Tout est là, ou presque : les abords de la Meuse ont été aménagés, plutôt bien d’ailleurs, le Monument de la Victoire nous déverse aujourd’hui un discret torrent jusqu’au fleuve, le marché municipal vient de subir une importante rénovation et ouvrira prochainement, comme s’il s’agissait de retenir au cœur de la ville une maigre population pressée de s’agglutiner dans l’un des deux ou trois hypermarchés locaux, le Centre Mondial de la Paix connaît aujourd’hui une flatteuse réputation et la Cathédrale, protectrice, domine sereinement, sûre de son fait. Alors pourquoi cet étrange malaise vient-il me gagner après une longue promenade ? J’ai beau n’habiter qu’à un peu plus d’une heure de voiture, tout cela me semble faire partie d’un autre monde : il y a cette maison dans laquelle j’ai habité de 1961 à 1974, toujours occupée mais dans laquelle je ne peux plus entrer alors que j’aimerais tant y pénétrer et retrouver en quelques secondes l’univers de mes années d’enfance. Je n’ai pu faire autrement que de lui rendre une fugitive visite, je l’ai observée depuis le trottoir d’en face, j’ai deviné les pièces, imaginé ceux qui me l’ont prise. Je revois instantanément mes parents, mes sœurs et mon frère, mes grands-parents. Je pense aux absents, ils me manquent. J’aurais bien voulu aussi que ma femme et mes enfants puissent partager un peu ces instants, mais la vie ne s’écoule pas toujours aussi simplement. Il faut tourner des pages, en se disant qu’on ne pourra pas toujours relire le grand livre. Le temps qui passe fait souffrir. On voudrait appartenir à tous ses âges en même temps, pouvoir passer de l’un à l’autre, se dire que la vie est encore longue, convoquer ceux qui nous ont quittés et leur dire de nous raconter leurs souvenirs, nous aider à être un peu éternels.

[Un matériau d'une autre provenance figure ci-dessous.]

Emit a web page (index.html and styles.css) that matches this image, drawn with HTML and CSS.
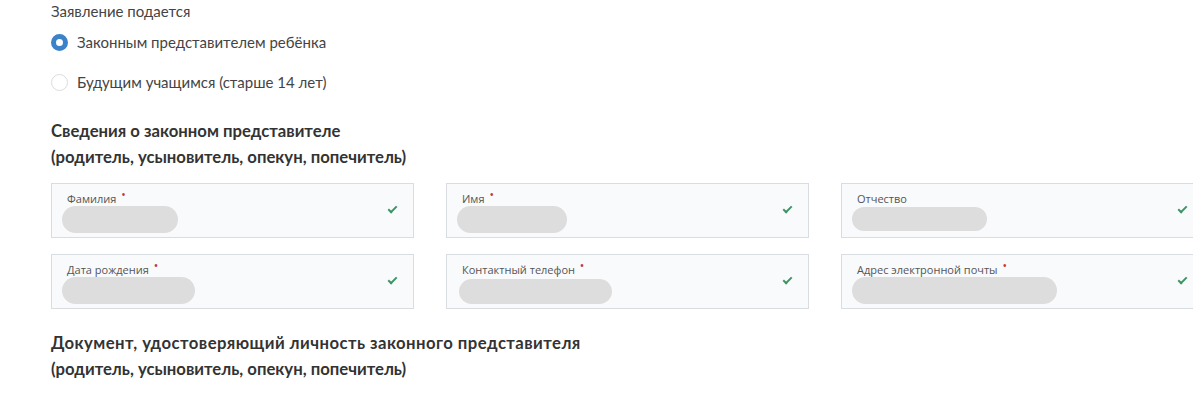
FILE: index.html
```html
<!DOCTYPE html>
<html lang="ru">
	<head>
		<meta charset="UTF-8" />
		<title>Заявление</title>
		<link rel="stylesheet" href="styles.css">
	</head>
	<body>
		<div class="page">
			<div class="group-title">Заявление подается</div>
			<div class="radio-list">
				<label class="radio radio-checked"><span class="radio-mark"></span>Законным представителем ребёнка</label>
				<label class="radio"><span class="radio-mark"></span>Будущим учащимся (старше 14 лет)</label>
			</div>

			<h2 class="section-title">Сведения о законном представителе<br>(родитель, усыновитель, опекун, попечитель)</h2>

			<div class="fields">
				<div class="field">
					<div class="field-label">Фамилия <span class="req">•</span></div>
					<div class="field-value" style="width: 116px;"></div>
					<span class="check"></span>
				</div>
				<div class="field">
					<div class="field-label">Имя <span class="req">•</span></div>
					<div class="field-value" style="width: 110px;"></div>
					<span class="check"></span>
				</div>
				<div class="field">
					<div class="field-label">Отчество</div>
					<div class="field-value small" style="width: 135px;"></div>
					<span class="check"></span>
				</div>
				<div class="field">
					<div class="field-label">Дата рождения <span class="req">•</span></div>
					<div class="field-value" style="width: 133px;"></div>
					<span class="check"></span>
				</div>
				<div class="field">
					<div class="field-label">Контактный телефон <span class="req">•</span></div>
					<div class="field-value shift" style="width: 153px;"></div>
					<span class="check"></span>
				</div>
				<div class="field">
					<div class="field-label">Адрес электронной почты <span class="req">•</span></div>
					<div class="field-value" style="width: 205px;"></div>
					<span class="check"></span>
				</div>
			</div>

			<h2 class="section-title"><span class="wide">Документ, удостоверяющий личность законного представителя</span><br>(родитель, усыновитель, опекун, попечитель)</h2>
		</div>
	</body>
</html>
```

FILE: styles.css
```css
* {
	margin: 0;
	padding: 0;
	box-sizing: border-box;
}

html, body {
	overflow: hidden;
}

body {
	background: #fff;
	font-family: Lato, 'Noto Sans', sans-serif;
	color: #333;
}

.page {
	width: 1203px;
	padding: 1px 0 0 51px;
}

.group-title {
	font-size: 15px;
	line-height: 20px;
	color: #444;
}

.radio-list {
	display: flex;
	flex-direction: column;
	gap: 20px;
	margin-top: 11px;
}

.radio {
	display: flex;
	align-items: center;
	gap: 9px;
	font-size: 15px;
	line-height: 20px;
	color: #444;
}

.radio-mark {
	width: 17px;
	height: 17px;
	border-radius: 50%;
	border: 1px solid #dcdcdc;
	background: #fff;
	flex-shrink: 0;
}

.radio-checked .radio-mark {
	border: 5.5px solid #3b82c9;
	background: #fff;
}

.section-title {
	margin-top: 26px;
	font-size: 16.7px;
	font-weight: 700;
	line-height: 26px;
	color: #333;
}

.section-title .wide {
	letter-spacing: 0.45px;
}

.fields {
	display: grid;
	grid-template-columns: repeat(3, 363px);
	column-gap: 32px;
	row-gap: 16px;
	margin-top: 13px;
}

.fields + .section-title {
	margin-top: 21px;
}

.field {
	position: relative;
	height: 55px;
	background: #f8fafc;
	border: 1px solid #d9dce0;
	padding: 8px 10px 0 10px;
}

.field-label {
	font-family: 'Open Sans', 'Noto Sans', sans-serif;
	font-size: 11px;
	line-height: 13px;
	color: #555;
	padding-left: 5px;
}

.req {
	color: #c0392b;
	font-size: 12px;
	position: relative;
	top: -4px;
	margin-left: 2px;
}

.field-value {
	height: 27px;
	border-radius: 14px;
	background: #dddddd;
	margin-top: 1px;
}

.field-value.small {
	height: 24px;
	margin-top: 2px;
}

.field-value.shift {
	margin-left: 2px;
	height: 25px;
	margin-top: 3px;
}

.check {
	position: absolute;
	right: 16px;
	top: 22px;
	width: 9px;
	height: 5px;
	border-left: 2px solid #3f9466;
	border-bottom: 2px solid #3f9466;
	transform: rotate(-45deg);
}
```
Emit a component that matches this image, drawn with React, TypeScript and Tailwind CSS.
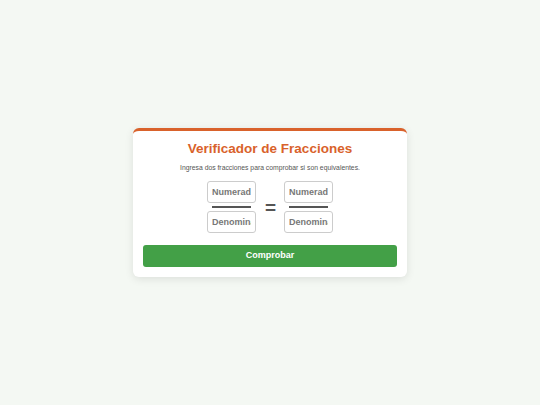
import React, { useState } from "react";

const Fraction: React.FC<{
  num: string;
  den: string;
  onNum: (v: string) => void;
  onDen: (v: string) => void;
}> = ({ num, den, onNum, onDen }) => (
  <div className="flex flex-col items-center">
    <input
      type="text"
      value={num}
      onChange={(e) => onNum(e.target.value)}
      placeholder="Numerador"
      className="w-[49px] h-[22px] border border-[#cccccc] rounded-[3px] bg-white text-center text-[9px] font-bold text-[#555] placeholder:text-[#777] outline-none px-[4px]"
    />
    <div className="w-[39px] h-[2px] bg-[#555] my-[3px]" />
    <input
      type="text"
      value={den}
      onChange={(e) => onDen(e.target.value)}
      placeholder="Denominador"
      className="w-[49px] h-[22px] border border-[#cccccc] rounded-[3px] bg-white text-center text-[9px] font-bold text-[#555] placeholder:text-[#777] outline-none px-[4px]"
    />
  </div>
);

export default function App() {
  const [a, setA] = useState("");
  const [b, setB] = useState("");
  const [c, setC] = useState("");
  const [d, setD] = useState("");

  return (
    <div
      className="min-h-screen bg-[#f4f8f3] flex items-center justify-center"
      style={{ fontFamily: '"Liberation Sans", Arial, sans-serif' }}
    >
      <div className="w-[274px] bg-white rounded-[6px] border-t-[3px] border-[#d9622b] shadow-[0_2px_8px_rgba(0,0,0,0.1)] px-[10px] pt-[9px] pb-[10px] flex flex-col items-center">
        <h1 className="text-[13.5px] font-bold text-[#d9622b] leading-[18px]">
          Verificador de Fracciones
        </h1>
        <p className="text-[6.8px] text-[#555] mt-[5px] leading-[10px]">
          Ingresa dos fracciones para comprobar si son equivalentes.
        </p>
        <div className="flex items-center gap-[9px] mt-[8px]">
          <Fraction num={a} den={b} onNum={setA} onDen={setB} />
          <span className="text-[19px] font-bold text-[#555] w-[10px] text-center leading-none">=</span>
          <Fraction num={c} den={d} onNum={setC} onDen={setD} />
        </div>
        <button className="w-full h-[22px] mt-[12px] bg-[#43a047] rounded-[3px] text-white text-[9px] font-bold">
          Comprobar
        </button>
      </div>
    </div>
  );
}
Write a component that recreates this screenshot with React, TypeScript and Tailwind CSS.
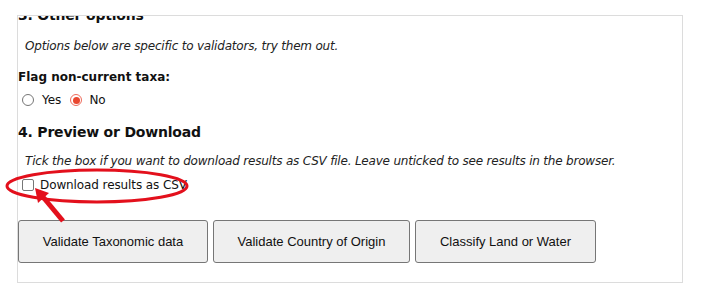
import React from "react";

function Radio({ checked }: { checked?: boolean }) {
  return checked ? (
    <span className="flex h-[12px] w-[12px] items-center justify-center rounded-full border border-[#ef6b5b] bg-white">
      <span className="h-[7px] w-[7px] rounded-full bg-[#e9472f]"></span>
    </span>
  ) : (
    <span className="h-[12px] w-[12px] rounded-full border border-[#767676] bg-white"></span>
  );
}

function Annotation() {
  return (
    <svg
      className="pointer-events-none absolute left-0 top-0"
      width="712"
      height="297"
      viewBox="0 0 712 297"
    >
      <ellipse cx="97" cy="186" rx="90" ry="16" fill="none" stroke="#e3101c" strokeWidth="3" />
      <line x1="63" y1="221" x2="43" y2="197" stroke="#e3101c" strokeWidth="5" />
      <polygon points="35,188 38,203 49,193" fill="#e3101c" />
    </svg>
  );
}

export default function App() {
  const buttons = [
    { label: "Validate Taxonomic data", w: "w-[190px]" },
    { label: "Validate Country of Origin", w: "w-[197px]" },
    { label: "Classify Land or Water", w: "w-[181px]" },
  ];

  return (
    <div className="relative h-[297px] w-[712px] overflow-hidden bg-white pl-[17px] pt-[15px]">
      <div className="h-[268px] w-[666px] overflow-hidden border border-[#dcdcdc] font-['DejaVu_Sans',sans-serif] text-[#111]">
        <div className="-mt-[11px] text-[14px] font-bold leading-[20px] tracking-[-0.2px]">3. Other options</div>
        <p className="mt-[13px] pl-[7px] text-[12px] italic leading-[16px] tracking-[-0.2px] text-[#222]">
          Options below are specific to validators, try them out.
        </p>
        <div className="mt-[15px] text-[12px] font-bold leading-[16px]">Flag non-current taxa:</div>
        <div className="mt-[7px] flex h-[16px] items-center pl-[4px] text-[12px]">
          <Radio />
          <span className="ml-[8px]">Yes</span>
          <span className="ml-[9px]"><Radio checked /></span>
          <span className="ml-[7px]">No</span>
        </div>
        <div className="mt-[14px] text-[14px] font-bold leading-[20px] tracking-[-0.2px]">4. Preview or Download</div>
        <p className="mt-[11px] pl-[7px] text-[12px] italic leading-[16px] tracking-[-0.2px] text-[#222]">
          Tick the box if you want to download results as CSV file. Leave unticked to see results in the browser.
        </p>
        <div className="mt-[8px] flex h-[16px] items-center pl-[4px] text-[12px] tracking-[-0.1px]">
          <span className="h-[12px] w-[12px] rounded-[2px] border border-[#767676] bg-white"></span>
          <span className="ml-[6px]">Download results as CSV</span>
        </div>
        <div className="mt-[27px] flex gap-[5px]">
          {buttons.map((b) => (
            <button
              key={b.label}
              className={`${b.w} h-[43px] rounded-[3px] border border-[#767676] bg-[#efefef] font-['Liberation_Sans',Arial,sans-serif] text-[13px] text-[#111]`}
            >
              {b.label}
            </button>
          ))}
        </div>
      </div>
      <Annotation />
    </div>
  );
}
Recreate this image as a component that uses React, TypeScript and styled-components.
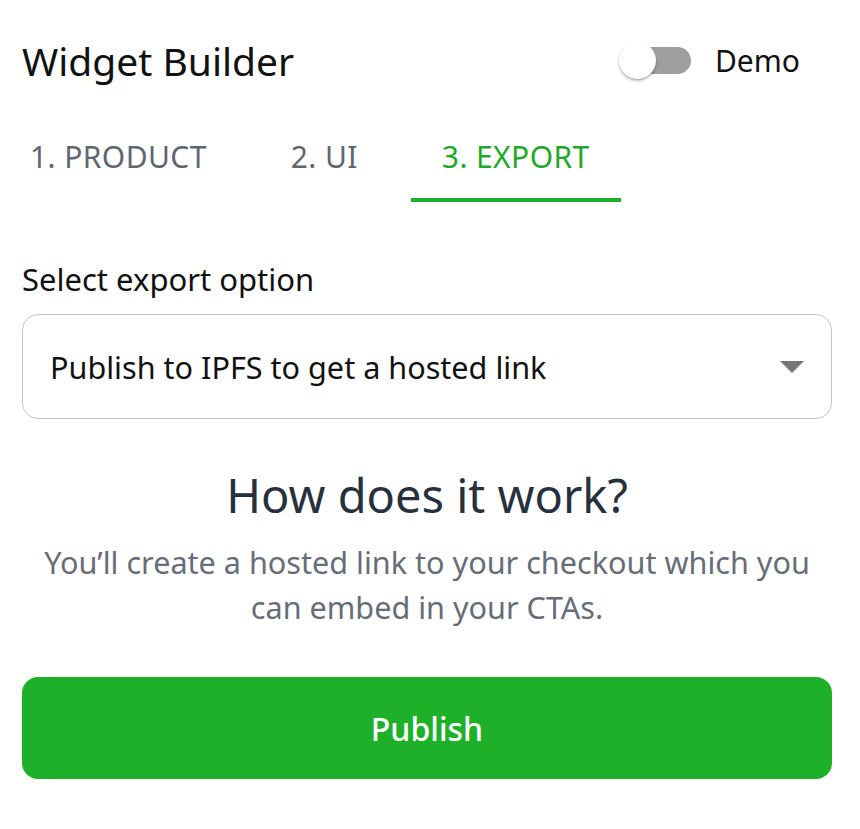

Le soir venu, au moment de partir, je connais ce drôle de sentiment, fait du soulagement de pouvoir m’extraire de cette nostalgie anesthésiante et d’une forme de douleur d’être obligé de m’arracher à celui que je fus. Comme si, à chaque fois, j’étais gagné par la certitude que cette visite à mon enfance est la dernière.